>> Begin DATA SECTION
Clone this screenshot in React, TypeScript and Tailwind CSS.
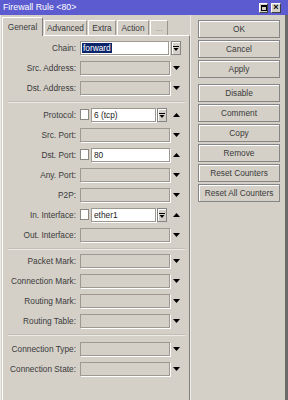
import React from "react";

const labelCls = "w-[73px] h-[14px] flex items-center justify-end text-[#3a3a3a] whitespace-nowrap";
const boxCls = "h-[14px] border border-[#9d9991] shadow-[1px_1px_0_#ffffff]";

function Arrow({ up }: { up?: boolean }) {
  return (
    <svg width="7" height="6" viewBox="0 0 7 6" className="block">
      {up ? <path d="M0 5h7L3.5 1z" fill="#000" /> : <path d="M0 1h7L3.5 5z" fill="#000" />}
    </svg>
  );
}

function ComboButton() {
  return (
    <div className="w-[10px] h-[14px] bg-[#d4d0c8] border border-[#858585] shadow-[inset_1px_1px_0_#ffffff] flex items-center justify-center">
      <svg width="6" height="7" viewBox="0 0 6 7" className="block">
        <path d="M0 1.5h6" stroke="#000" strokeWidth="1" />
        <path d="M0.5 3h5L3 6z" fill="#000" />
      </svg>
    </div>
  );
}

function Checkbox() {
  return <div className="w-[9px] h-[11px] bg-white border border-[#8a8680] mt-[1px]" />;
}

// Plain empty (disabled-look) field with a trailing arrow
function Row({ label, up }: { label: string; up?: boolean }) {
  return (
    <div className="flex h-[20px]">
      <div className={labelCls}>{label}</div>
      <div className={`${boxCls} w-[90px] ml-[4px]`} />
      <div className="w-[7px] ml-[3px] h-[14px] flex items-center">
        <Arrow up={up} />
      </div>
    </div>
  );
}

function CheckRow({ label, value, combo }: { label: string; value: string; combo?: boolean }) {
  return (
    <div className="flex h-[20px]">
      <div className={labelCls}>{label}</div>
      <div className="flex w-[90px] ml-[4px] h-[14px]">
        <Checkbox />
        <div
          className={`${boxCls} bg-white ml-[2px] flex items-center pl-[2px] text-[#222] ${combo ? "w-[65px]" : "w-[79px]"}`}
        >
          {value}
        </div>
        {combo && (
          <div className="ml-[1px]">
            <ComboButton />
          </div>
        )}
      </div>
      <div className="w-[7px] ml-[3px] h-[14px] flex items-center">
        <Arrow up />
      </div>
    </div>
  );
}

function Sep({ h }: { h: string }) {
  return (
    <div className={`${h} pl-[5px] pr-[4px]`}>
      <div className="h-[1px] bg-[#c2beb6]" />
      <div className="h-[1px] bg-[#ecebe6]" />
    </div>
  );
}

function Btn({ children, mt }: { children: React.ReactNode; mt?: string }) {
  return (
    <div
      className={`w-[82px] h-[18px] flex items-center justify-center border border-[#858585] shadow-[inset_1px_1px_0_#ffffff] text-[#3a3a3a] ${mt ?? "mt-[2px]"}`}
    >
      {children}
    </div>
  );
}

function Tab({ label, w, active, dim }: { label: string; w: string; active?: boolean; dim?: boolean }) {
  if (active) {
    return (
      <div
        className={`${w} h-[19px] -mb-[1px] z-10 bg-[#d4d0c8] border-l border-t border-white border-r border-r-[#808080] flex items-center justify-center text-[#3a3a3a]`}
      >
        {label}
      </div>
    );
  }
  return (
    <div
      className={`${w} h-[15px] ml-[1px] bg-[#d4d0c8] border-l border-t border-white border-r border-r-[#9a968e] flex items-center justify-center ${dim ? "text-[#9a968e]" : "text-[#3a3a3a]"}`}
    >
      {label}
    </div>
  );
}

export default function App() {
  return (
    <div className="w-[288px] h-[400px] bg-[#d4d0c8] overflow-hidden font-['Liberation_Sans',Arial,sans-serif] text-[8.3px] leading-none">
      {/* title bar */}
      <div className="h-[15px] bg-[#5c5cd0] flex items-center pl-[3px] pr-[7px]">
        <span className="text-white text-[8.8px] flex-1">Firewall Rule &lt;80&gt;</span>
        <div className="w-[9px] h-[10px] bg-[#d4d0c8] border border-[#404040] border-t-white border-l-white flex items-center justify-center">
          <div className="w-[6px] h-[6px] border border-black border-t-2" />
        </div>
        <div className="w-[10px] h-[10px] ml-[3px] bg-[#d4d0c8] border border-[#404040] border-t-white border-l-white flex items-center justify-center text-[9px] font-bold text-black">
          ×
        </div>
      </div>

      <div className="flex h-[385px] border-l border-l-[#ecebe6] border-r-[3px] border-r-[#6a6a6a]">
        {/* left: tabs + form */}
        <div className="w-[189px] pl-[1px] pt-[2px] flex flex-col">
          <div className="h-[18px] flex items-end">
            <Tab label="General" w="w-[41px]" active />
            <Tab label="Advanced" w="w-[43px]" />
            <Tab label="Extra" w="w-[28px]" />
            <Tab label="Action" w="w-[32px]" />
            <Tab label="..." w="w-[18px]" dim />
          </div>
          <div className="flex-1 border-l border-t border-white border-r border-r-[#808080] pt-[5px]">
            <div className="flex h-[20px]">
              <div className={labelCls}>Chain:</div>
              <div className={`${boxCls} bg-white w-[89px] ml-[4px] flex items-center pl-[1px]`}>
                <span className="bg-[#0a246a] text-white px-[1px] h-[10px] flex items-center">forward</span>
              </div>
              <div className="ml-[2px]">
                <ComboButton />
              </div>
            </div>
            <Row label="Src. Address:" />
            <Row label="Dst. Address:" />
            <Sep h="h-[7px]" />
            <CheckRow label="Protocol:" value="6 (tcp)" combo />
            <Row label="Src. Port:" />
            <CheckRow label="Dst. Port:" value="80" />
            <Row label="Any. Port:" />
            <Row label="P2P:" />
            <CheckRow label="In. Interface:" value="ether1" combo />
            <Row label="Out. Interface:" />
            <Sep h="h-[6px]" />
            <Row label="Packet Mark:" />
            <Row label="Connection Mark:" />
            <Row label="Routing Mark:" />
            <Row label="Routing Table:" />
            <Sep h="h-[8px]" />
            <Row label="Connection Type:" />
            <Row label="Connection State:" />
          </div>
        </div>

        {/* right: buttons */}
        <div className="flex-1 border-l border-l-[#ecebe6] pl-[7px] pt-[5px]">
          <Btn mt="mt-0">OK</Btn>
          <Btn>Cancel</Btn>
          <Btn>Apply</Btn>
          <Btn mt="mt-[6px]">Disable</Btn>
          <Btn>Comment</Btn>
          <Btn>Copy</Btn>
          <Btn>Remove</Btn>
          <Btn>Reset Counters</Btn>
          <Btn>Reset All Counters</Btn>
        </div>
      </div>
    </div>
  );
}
>> End DATA SECTION
## SET PROBLEM
From start to finish, output the listing exactly, but omit its pictures.

## FINISHED TASK
Clone this screenshot in React, TypeScript and Tailwind CSS.
import React from "react";

const labelCls = "w-[73px] h-[14px] flex items-center justify-end text-[#3a3a3a] whitespace-nowrap";
const boxCls = "h-[14px] border border-[#9d9991] shadow-[1px_1px_0_#ffffff]";

function Arrow({ up }: { up?: boolean }) {
  return (
    <svg width="7" height="6" viewBox="0 0 7 6" className="block">
      {up ? <path d="M0 5h7L3.5 1z" fill="#000" /> : <path d="M0 1h7L3.5 5z" fill="#000" />}
    </svg>
  );
}

function ComboButton() {
  return (
    <div className="w-[10px] h-[14px] bg-[#d4d0c8] border border-[#858585] shadow-[inset_1px_1px_0_#ffffff] flex items-center justify-center">
      <svg width="6" height="7" viewBox="0 0 6 7" className="block">
        <path d="M0 1.5h6" stroke="#000" strokeWidth="1" />
        <path d="M0.5 3h5L3 6z" fill="#000" />
      </svg>
    </div>
  );
}

function Checkbox() {
  return <div className="w-[9px] h-[11px] bg-white border border-[#8a8680] mt-[1px]" />;
}

// Plain empty (disabled-look) field with a trailing arrow
function Row({ label, up }: { label: string; up?: boolean }) {
  return (
    <div className="flex h-[20px]">
      <div className={labelCls}>{label}</div>
      <div className={`${boxCls} w-[90px] ml-[4px]`} />
      <div className="w-[7px] ml-[3px] h-[14px] flex items-center">
        <Arrow up={up} />
      </div>
    </div>
  );
}

function CheckRow({ label, value, combo }: { label: string; value: string; combo?: boolean }) {
  return (
    <div className="flex h-[20px]">
      <div className={labelCls}>{label}</div>
      <div className="flex w-[90px] ml-[4px] h-[14px]">
        <Checkbox />
        <div
          className={`${boxCls} bg-white ml-[2px] flex items-center pl-[2px] text-[#222] ${combo ? "w-[65px]" : "w-[79px]"}`}
        >
          {value}
        </div>
        {combo && (
          <div className="ml-[1px]">
            <ComboButton />
          </div>
        )}
      </div>
      <div className="w-[7px] ml-[3px] h-[14px] flex items-center">
        <Arrow up />
      </div>
    </div>
  );
}

function Sep({ h }: { h: string }) {
  return (
    <div className={`${h} pl-[5px] pr-[4px]`}>
      <div className="h-[1px] bg-[#c2beb6]" />
      <div className="h-[1px] bg-[#ecebe6]" />
    </div>
  );
}

function Btn({ children, mt }: { children: React.ReactNode; mt?: string }) {
  return (
    <div
      className={`w-[82px] h-[18px] flex items-center justify-center border border-[#858585] shadow-[inset_1px_1px_0_#ffffff] text-[#3a3a3a] ${mt ?? "mt-[2px]"}`}
    >
      {children}
    </div>
  );
}

function Tab({ label, w, active, dim }: { label: string; w: string; active?: boolean; dim?: boolean }) {
  if (active) {
    return (
      <div
        className={`${w} h-[19px] -mb-[1px] z-10 bg-[#d4d0c8] border-l border-t border-white border-r border-r-[#808080] flex items-center justify-center text-[#3a3a3a]`}
      >
        {label}
      </div>
    );
  }
  return (
    <div
      className={`${w} h-[15px] ml-[1px] bg-[#d4d0c8] border-l border-t border-white border-r border-r-[#9a968e] flex items-center justify-center ${dim ? "text-[#9a968e]" : "text-[#3a3a3a]"}`}
    >
      {label}
    </div>
  );
}

export default function App() {
  return (
    <div className="w-[288px] h-[400px] bg-[#d4d0c8] overflow-hidden font-['Liberation_Sans',Arial,sans-serif] text-[8.3px] leading-none">
      {/* title bar */}
      <div className="h-[15px] bg-[#5c5cd0] flex items-center pl-[3px] pr-[7px]">
        <span className="text-white text-[8.8px] flex-1">Firewall Rule &lt;80&gt;</span>
        <div className="w-[9px] h-[10px] bg-[#d4d0c8] border border-[#404040] border-t-white border-l-white flex items-center justify-center">
          <div className="w-[6px] h-[6px] border border-black border-t-2" />
        </div>
        <div className="w-[10px] h-[10px] ml-[3px] bg-[#d4d0c8] border border-[#404040] border-t-white border-l-white flex items-center justify-center text-[9px] font-bold text-black">
          ×
        </div>
      </div>

      <div className="flex h-[385px] border-l border-l-[#ecebe6] border-r-[3px] border-r-[#6a6a6a]">
        {/* left: tabs + form */}
        <div className="w-[189px] pl-[1px] pt-[2px] flex flex-col">
          <div className="h-[18px] flex items-end">
            <Tab label="General" w="w-[41px]" active />
            <Tab label="Advanced" w="w-[43px]" />
            <Tab label="Extra" w="w-[28px]" />
            <Tab label="Action" w="w-[32px]" />
            <Tab label="..." w="w-[18px]" dim />
          </div>
          <div className="flex-1 border-l border-t border-white border-r border-r-[#808080] pt-[5px]">
            <div className="flex h-[20px]">
              <div className={labelCls}>Chain:</div>
              <div className={`${boxCls} bg-white w-[89px] ml-[4px] flex items-center pl-[1px]`}>
                <span className="bg-[#0a246a] text-white px-[1px] h-[10px] flex items-center">forward</span>
              </div>
              <div className="ml-[2px]">
                <ComboButton />
              </div>
            </div>
            <Row label="Src. Address:" />
            <Row label="Dst. Address:" />
            <Sep h="h-[7px]" />
            <CheckRow label="Protocol:" value="6 (tcp)" combo />
            <Row label="Src. Port:" />
            <CheckRow label="Dst. Port:" value="80" />
            <Row label="Any. Port:" />
            <Row label="P2P:" />
            <CheckRow label="In. Interface:" value="ether1" combo />
            <Row label="Out. Interface:" />
            <Sep h="h-[6px]" />
            <Row label="Packet Mark:" />
            <Row label="Connection Mark:" />
            <Row label="Routing Mark:" />
            <Row label="Routing Table:" />
            <Sep h="h-[8px]" />
            <Row label="Connection Type:" />
            <Row label="Connection State:" />
          </div>
        </div>

        {/* right: buttons */}
        <div className="flex-1 border-l border-l-[#ecebe6] pl-[7px] pt-[5px]">
          <Btn mt="mt-0">OK</Btn>
          <Btn>Cancel</Btn>
          <Btn>Apply</Btn>
          <Btn mt="mt-[6px]">Disable</Btn>
          <Btn>Comment</Btn>
          <Btn>Copy</Btn>
          <Btn>Remove</Btn>
          <Btn>Reset Counters</Btn>
          <Btn>Reset All Counters</Btn>
        </div>
      </div>
    </div>
  );
}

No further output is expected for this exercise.